WORK TO DO: Tally the lines of the listing that contain the string "this". Give the number and nothing else.

Front-end source files:
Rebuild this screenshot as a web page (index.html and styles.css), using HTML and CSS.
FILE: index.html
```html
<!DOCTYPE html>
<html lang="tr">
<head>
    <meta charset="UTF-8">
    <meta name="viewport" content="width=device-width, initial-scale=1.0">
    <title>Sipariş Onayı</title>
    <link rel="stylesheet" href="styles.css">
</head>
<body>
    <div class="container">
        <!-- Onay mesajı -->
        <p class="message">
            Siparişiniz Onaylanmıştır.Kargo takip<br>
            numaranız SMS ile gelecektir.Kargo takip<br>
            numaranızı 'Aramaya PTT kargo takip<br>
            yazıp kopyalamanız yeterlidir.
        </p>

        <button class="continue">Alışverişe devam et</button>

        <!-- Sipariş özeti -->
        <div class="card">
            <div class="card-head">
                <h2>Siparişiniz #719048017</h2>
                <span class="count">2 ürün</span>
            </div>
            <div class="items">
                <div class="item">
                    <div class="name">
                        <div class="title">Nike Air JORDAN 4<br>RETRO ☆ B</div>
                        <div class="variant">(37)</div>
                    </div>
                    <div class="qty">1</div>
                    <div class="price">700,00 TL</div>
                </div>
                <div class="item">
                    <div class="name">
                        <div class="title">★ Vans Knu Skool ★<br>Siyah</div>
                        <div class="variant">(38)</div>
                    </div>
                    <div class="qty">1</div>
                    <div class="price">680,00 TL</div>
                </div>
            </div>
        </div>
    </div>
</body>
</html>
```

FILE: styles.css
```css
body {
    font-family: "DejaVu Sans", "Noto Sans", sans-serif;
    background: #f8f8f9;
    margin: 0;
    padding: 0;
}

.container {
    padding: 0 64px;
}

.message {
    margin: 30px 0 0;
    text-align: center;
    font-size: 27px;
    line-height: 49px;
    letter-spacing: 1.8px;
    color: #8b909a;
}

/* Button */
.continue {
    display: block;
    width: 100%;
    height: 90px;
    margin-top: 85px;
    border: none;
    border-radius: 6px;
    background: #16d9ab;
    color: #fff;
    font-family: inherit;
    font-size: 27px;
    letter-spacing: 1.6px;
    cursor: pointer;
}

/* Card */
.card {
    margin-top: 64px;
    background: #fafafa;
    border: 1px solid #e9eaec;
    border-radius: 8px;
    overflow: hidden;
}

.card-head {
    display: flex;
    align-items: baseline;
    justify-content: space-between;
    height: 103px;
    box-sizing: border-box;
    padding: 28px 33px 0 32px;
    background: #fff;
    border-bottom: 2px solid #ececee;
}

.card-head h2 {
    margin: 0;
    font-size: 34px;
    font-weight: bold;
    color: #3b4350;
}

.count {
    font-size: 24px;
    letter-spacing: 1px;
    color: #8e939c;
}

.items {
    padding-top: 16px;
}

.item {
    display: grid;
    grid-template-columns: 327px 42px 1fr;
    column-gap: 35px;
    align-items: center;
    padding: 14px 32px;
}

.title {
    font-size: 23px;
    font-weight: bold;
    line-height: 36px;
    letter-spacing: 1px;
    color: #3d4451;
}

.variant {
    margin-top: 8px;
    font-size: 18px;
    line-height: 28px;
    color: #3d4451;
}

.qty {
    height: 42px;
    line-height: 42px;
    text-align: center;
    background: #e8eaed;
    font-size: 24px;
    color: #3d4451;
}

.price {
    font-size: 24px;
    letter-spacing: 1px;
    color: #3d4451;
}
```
--
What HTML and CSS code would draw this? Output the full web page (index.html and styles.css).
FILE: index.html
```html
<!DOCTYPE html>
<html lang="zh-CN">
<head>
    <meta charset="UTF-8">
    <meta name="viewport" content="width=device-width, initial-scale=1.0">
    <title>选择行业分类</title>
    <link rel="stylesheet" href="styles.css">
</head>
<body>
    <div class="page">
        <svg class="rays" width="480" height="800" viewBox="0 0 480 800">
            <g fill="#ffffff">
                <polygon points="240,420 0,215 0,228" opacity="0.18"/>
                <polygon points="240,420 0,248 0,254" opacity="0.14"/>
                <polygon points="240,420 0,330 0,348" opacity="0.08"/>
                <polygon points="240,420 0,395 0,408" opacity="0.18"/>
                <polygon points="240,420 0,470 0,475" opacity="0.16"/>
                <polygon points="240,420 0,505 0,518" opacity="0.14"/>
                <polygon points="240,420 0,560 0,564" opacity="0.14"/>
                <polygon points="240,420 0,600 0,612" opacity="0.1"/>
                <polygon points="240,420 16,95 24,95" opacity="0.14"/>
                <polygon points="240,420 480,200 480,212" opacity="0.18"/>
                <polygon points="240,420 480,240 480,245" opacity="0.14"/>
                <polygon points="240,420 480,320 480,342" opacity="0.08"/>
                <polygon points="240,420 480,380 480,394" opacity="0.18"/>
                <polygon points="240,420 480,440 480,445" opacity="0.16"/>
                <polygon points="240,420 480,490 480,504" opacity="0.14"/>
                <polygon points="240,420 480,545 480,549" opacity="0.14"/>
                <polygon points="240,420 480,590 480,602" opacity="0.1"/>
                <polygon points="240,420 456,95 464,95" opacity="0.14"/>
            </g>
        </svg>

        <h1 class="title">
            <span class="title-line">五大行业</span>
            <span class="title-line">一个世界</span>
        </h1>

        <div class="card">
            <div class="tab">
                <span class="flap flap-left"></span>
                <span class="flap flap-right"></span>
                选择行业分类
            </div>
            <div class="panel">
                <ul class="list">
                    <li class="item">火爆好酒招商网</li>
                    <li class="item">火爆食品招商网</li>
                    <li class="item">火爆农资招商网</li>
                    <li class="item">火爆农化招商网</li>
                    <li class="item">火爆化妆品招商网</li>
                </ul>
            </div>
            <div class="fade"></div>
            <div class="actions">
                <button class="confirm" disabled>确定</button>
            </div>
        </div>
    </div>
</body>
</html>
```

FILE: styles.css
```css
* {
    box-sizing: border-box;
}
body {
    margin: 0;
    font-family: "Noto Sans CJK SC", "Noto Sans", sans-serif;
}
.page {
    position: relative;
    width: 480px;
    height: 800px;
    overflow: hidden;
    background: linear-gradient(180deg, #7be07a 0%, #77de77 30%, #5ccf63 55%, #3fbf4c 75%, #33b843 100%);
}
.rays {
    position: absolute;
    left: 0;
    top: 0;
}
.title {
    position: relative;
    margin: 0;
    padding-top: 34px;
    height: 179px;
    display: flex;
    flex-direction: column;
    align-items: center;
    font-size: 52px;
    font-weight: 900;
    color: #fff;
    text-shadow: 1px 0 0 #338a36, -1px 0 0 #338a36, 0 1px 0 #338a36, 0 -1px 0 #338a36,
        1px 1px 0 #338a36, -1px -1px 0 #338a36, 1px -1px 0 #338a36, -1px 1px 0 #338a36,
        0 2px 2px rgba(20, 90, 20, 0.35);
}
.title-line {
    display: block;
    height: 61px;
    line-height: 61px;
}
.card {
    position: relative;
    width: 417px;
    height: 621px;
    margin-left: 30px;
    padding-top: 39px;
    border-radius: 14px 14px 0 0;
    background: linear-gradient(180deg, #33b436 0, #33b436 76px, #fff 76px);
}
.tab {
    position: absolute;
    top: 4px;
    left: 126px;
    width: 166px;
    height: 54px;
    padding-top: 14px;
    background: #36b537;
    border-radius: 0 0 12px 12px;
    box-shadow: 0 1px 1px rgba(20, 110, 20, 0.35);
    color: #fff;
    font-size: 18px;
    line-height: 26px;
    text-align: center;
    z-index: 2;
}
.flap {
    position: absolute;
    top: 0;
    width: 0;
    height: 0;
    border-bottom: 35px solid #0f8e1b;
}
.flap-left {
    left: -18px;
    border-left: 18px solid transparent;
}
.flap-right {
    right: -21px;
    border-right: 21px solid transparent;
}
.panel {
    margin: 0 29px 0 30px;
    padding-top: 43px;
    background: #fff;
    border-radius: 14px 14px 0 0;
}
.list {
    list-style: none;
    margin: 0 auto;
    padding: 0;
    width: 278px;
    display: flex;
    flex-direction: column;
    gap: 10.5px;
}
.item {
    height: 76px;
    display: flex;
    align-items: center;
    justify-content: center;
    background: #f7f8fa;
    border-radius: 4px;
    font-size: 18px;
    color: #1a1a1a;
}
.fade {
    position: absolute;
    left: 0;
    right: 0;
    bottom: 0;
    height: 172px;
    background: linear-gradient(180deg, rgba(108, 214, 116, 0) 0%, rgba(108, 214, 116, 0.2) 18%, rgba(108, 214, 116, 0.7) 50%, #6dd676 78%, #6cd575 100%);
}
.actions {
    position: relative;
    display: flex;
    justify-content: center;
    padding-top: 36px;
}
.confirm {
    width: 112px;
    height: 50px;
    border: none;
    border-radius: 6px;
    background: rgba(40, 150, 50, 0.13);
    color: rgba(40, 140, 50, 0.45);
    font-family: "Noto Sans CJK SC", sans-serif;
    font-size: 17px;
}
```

CORRECT ANSWER: 2